Stated problem:
Restate all the material verbatim, except for the pictures.

Given material:
=-=-=

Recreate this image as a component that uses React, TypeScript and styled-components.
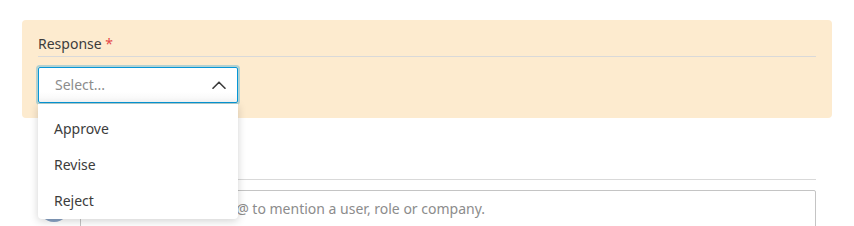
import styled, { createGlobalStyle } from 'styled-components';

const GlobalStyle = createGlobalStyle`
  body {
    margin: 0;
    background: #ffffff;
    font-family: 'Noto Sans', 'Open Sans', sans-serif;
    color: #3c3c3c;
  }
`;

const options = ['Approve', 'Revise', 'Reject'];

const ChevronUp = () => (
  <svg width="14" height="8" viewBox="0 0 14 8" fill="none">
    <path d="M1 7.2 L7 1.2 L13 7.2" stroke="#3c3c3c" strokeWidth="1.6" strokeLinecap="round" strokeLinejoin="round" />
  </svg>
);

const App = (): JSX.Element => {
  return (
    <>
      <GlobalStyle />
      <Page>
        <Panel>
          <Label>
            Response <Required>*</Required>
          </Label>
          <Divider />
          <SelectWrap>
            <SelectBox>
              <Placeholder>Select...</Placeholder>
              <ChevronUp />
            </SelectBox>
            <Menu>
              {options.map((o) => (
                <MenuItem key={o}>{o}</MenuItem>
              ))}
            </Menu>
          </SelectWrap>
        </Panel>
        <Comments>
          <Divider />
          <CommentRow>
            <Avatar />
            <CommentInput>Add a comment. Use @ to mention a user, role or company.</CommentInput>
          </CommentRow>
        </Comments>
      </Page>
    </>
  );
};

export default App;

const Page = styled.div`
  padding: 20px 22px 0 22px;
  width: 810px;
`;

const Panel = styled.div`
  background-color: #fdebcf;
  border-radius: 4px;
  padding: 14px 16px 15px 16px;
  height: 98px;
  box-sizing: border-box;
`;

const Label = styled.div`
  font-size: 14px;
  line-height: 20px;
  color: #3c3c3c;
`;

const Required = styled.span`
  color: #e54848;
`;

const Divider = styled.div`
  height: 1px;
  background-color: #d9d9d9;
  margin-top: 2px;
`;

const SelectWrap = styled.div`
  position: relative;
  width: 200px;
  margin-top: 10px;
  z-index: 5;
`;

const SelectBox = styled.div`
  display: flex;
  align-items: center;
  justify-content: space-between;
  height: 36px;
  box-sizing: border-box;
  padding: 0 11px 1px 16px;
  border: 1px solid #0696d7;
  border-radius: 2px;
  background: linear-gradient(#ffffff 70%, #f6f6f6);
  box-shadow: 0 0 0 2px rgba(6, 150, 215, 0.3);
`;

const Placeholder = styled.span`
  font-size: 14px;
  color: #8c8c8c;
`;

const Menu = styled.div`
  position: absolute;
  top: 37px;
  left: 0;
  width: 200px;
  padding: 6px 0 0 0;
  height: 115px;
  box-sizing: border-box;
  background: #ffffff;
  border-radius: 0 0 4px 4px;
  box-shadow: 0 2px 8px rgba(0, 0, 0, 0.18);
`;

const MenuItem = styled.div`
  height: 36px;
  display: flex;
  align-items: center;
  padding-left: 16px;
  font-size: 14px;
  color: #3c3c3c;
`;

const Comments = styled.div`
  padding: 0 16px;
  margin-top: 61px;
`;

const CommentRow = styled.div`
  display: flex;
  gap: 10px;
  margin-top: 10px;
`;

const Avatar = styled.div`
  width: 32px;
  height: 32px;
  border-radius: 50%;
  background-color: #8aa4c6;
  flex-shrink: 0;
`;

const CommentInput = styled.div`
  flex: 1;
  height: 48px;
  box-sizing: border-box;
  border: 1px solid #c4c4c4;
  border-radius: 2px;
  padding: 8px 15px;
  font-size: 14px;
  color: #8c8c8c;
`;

=-=-=

Solution:
Recreate this image as a component that uses React, TypeScript and styled-components.
import styled, { createGlobalStyle } from 'styled-components';

const GlobalStyle = createGlobalStyle`
  body {
    margin: 0;
    background: #ffffff;
    font-family: 'Noto Sans', 'Open Sans', sans-serif;
    color: #3c3c3c;
  }
`;

const options = ['Approve', 'Revise', 'Reject'];

const ChevronUp = () => (
  <svg width="14" height="8" viewBox="0 0 14 8" fill="none">
    <path d="M1 7.2 L7 1.2 L13 7.2" stroke="#3c3c3c" strokeWidth="1.6" strokeLinecap="round" strokeLinejoin="round" />
  </svg>
);

const App = (): JSX.Element => {
  return (
    <>
      <GlobalStyle />
      <Page>
        <Panel>
          <Label>
            Response <Required>*</Required>
          </Label>
          <Divider />
          <SelectWrap>
            <SelectBox>
              <Placeholder>Select...</Placeholder>
              <ChevronUp />
            </SelectBox>
            <Menu>
              {options.map((o) => (
                <MenuItem key={o}>{o}</MenuItem>
              ))}
            </Menu>
          </SelectWrap>
        </Panel>
        <Comments>
          <Divider />
          <CommentRow>
            <Avatar />
            <CommentInput>Add a comment. Use @ to mention a user, role or company.</CommentInput>
          </CommentRow>
        </Comments>
      </Page>
    </>
  );
};

export default App;

const Page = styled.div`
  padding: 20px 22px 0 22px;
  width: 810px;
`;

const Panel = styled.div`
  background-color: #fdebcf;
  border-radius: 4px;
  padding: 14px 16px 15px 16px;
  height: 98px;
  box-sizing: border-box;
`;

const Label = styled.div`
  font-size: 14px;
  line-height: 20px;
  color: #3c3c3c;
`;

const Required = styled.span`
  color: #e54848;
`;

const Divider = styled.div`
  height: 1px;
  background-color: #d9d9d9;
  margin-top: 2px;
`;

const SelectWrap = styled.div`
  position: relative;
  width: 200px;
  margin-top: 10px;
  z-index: 5;
`;

const SelectBox = styled.div`
  display: flex;
  align-items: center;
  justify-content: space-between;
  height: 36px;
  box-sizing: border-box;
  padding: 0 11px 1px 16px;
  border: 1px solid #0696d7;
  border-radius: 2px;
  background: linear-gradient(#ffffff 70%, #f6f6f6);
  box-shadow: 0 0 0 2px rgba(6, 150, 215, 0.3);
`;

const Placeholder = styled.span`
  font-size: 14px;
  color: #8c8c8c;
`;

const Menu = styled.div`
  position: absolute;
  top: 37px;
  left: 0;
  width: 200px;
  padding: 6px 0 0 0;
  height: 115px;
  box-sizing: border-box;
  background: #ffffff;
  border-radius: 0 0 4px 4px;
  box-shadow: 0 2px 8px rgba(0, 0, 0, 0.18);
`;

const MenuItem = styled.div`
  height: 36px;
  display: flex;
  align-items: center;
  padding-left: 16px;
  font-size: 14px;
  color: #3c3c3c;
`;

const Comments = styled.div`
  padding: 0 16px;
  margin-top: 61px;
`;

const CommentRow = styled.div`
  display: flex;
  gap: 10px;
  margin-top: 10px;
`;

const Avatar = styled.div`
  width: 32px;
  height: 32px;
  border-radius: 50%;
  background-color: #8aa4c6;
  flex-shrink: 0;
`;

const CommentInput = styled.div`
  flex: 1;
  height: 48px;
  box-sizing: border-box;
  border: 1px solid #c4c4c4;
  border-radius: 2px;
  padding: 8px 15px;
  font-size: 14px;
  color: #8c8c8c;
`;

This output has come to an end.